The ExoMars project is scheduled to kick off in March this year with the launch of an orbiter, due to arrive at the Red Planet six months later.

 

The second part entails the planned launch of a rover in 2018, to touch down the following year.

But the timeframe for the second leg has become "a challenge", said Woerner.

 

"So far, we are still planning to have the 2016 mission, as I said... and we will have the 2018 mission later on.

 

"If we cannot get the (20)18 mission on time, this is not as dramatic as it sounds," he said, and would mean a two-year delay.

Woerner said he did not know how much money was needed, but the amount would be revealed to ESA's member nations "very soon".

 

The mission's objective is to search for signs of Martian life -- past or present.

The orbiter will seek to detect atmospheric traces of methane and other gases that would point to the existence of microbes.

 

The rover, in turn, will drive over the Red Planet in search of organic matter -- drilling up to two metres deep for samples and analysing them on site.

"It's a thrill. It's really a very nice opportunity to see whether we find some organic material down in the soil or whatever is there," said Woerner.

"I hope that everything goes well and that we will have this rover on Mars either in 2018, preferably, or later on. But it's important because then we can say more about what is happening on Mars, or what happened on Mars."

 

ESA has a total budget of 5.25 billion euros ($5.75 billion) for 2016, up from 4.4 billion euros the previous year.

 

Woerner defended the money spent on space exploration.
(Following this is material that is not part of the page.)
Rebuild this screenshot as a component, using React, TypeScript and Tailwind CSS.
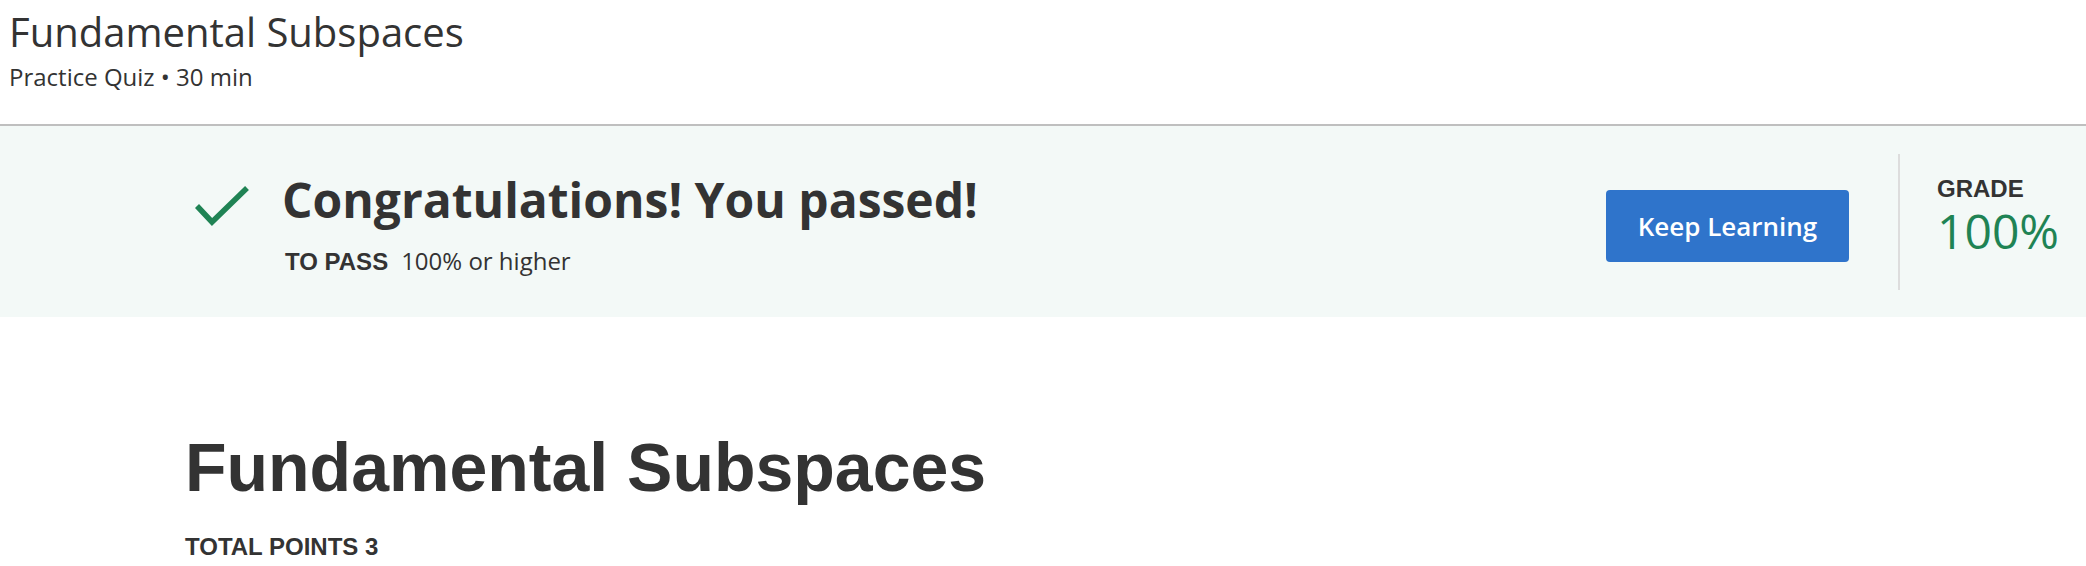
import React from "react"

const Check = () => (
  <svg width="54" height="41" viewBox="0 0 54 41" fill="none" className="shrink-0 mt-[13px]">
    <polyline points="2,21 17,37 52,3" stroke="#1f8354" strokeWidth="5.5" strokeLinecap="butt" strokeLinejoin="miter" />
  </svg>
)

export default function App() {
  return (
    <div className="w-full min-h-screen bg-white text-[#333]">
      <header className="h-[124px] pl-[9px] pt-[8px] font-['Open_Sans',sans-serif]">
        <h1 className="text-[40px] leading-[48px] font-normal">Fundamental Subspaces</h1>
        <p className="mt-[5px] text-[24px] leading-[32px]">Practice Quiz • 30 min</p>
      </header>

      <div className="border-t-2 border-[#bfbfbf] bg-[#f3f9f7] h-[193px] flex items-center pl-[195px] pr-[27px]">
        <div className="flex items-start mt-[6px]">
          <Check />
          <div className="ml-[33px]">
            <h2 className="font-['Open_Sans',sans-serif] font-bold text-[48px] leading-[55px]">
              Congratulations! You passed!
            </h2>
            <div className="mt-[18px] pl-[3px] leading-[32px] flex items-baseline">
              <span className="font-['Liberation_Sans',Arial,sans-serif] font-bold text-[24px]">TO PASS</span>
              <span className="ml-[13px] font-['Open_Sans',sans-serif] text-[24px]">100% or higher</span>
            </div>
          </div>
        </div>

        <div className="flex-1" />

        <button className="mt-[9px] w-[243px] h-[72px] rounded-[4px] bg-[#2f74cb] text-white font-['Open_Sans',sans-serif] font-semibold text-[26px]">
          Keep Learning
        </button>

        <div className="ml-[49px] w-[2px] h-[136px] bg-[#dddddd]" />

        <div className="ml-[37px] -mt-[7px] flex flex-col">
          <span className="font-['Liberation_Sans',Arial,sans-serif] font-bold text-[24px] leading-[26px]">GRADE</span>
          <span className="font-['Open_Sans',sans-serif] text-[48px] leading-[58px] text-[#1f8354]">100%</span>
        </div>
      </div>

      <section className="pl-[185px] pt-[110px] font-['Liberation_Sans',Arial,sans-serif]">
        <h2 className="font-bold text-[68px] leading-[80px]">Fundamental Subspaces</h2>
        <p className="mt-[26px] font-bold text-[24px] leading-[28px]">TOTAL POINTS 3</p>
      </section>
    </div>
  )
}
"I hate this defensive position we always have to take, therefore I would like to tell you space is not expensive. Space is very cheap."

 

ESA's space programmes cost the equivalent of 10 litres of petrol per European citizen per year, satellite navigation about one beer per person, and human space flight about one metro ticket per person per year, he said.

http://www.marsdaily.com/reports/Money_troubles_may_delay_Europe-Russia_Mars_mission_999.html

 

The first part will launch on time, then they can play politics for the second half...a bargain for science on Mars.

 

:)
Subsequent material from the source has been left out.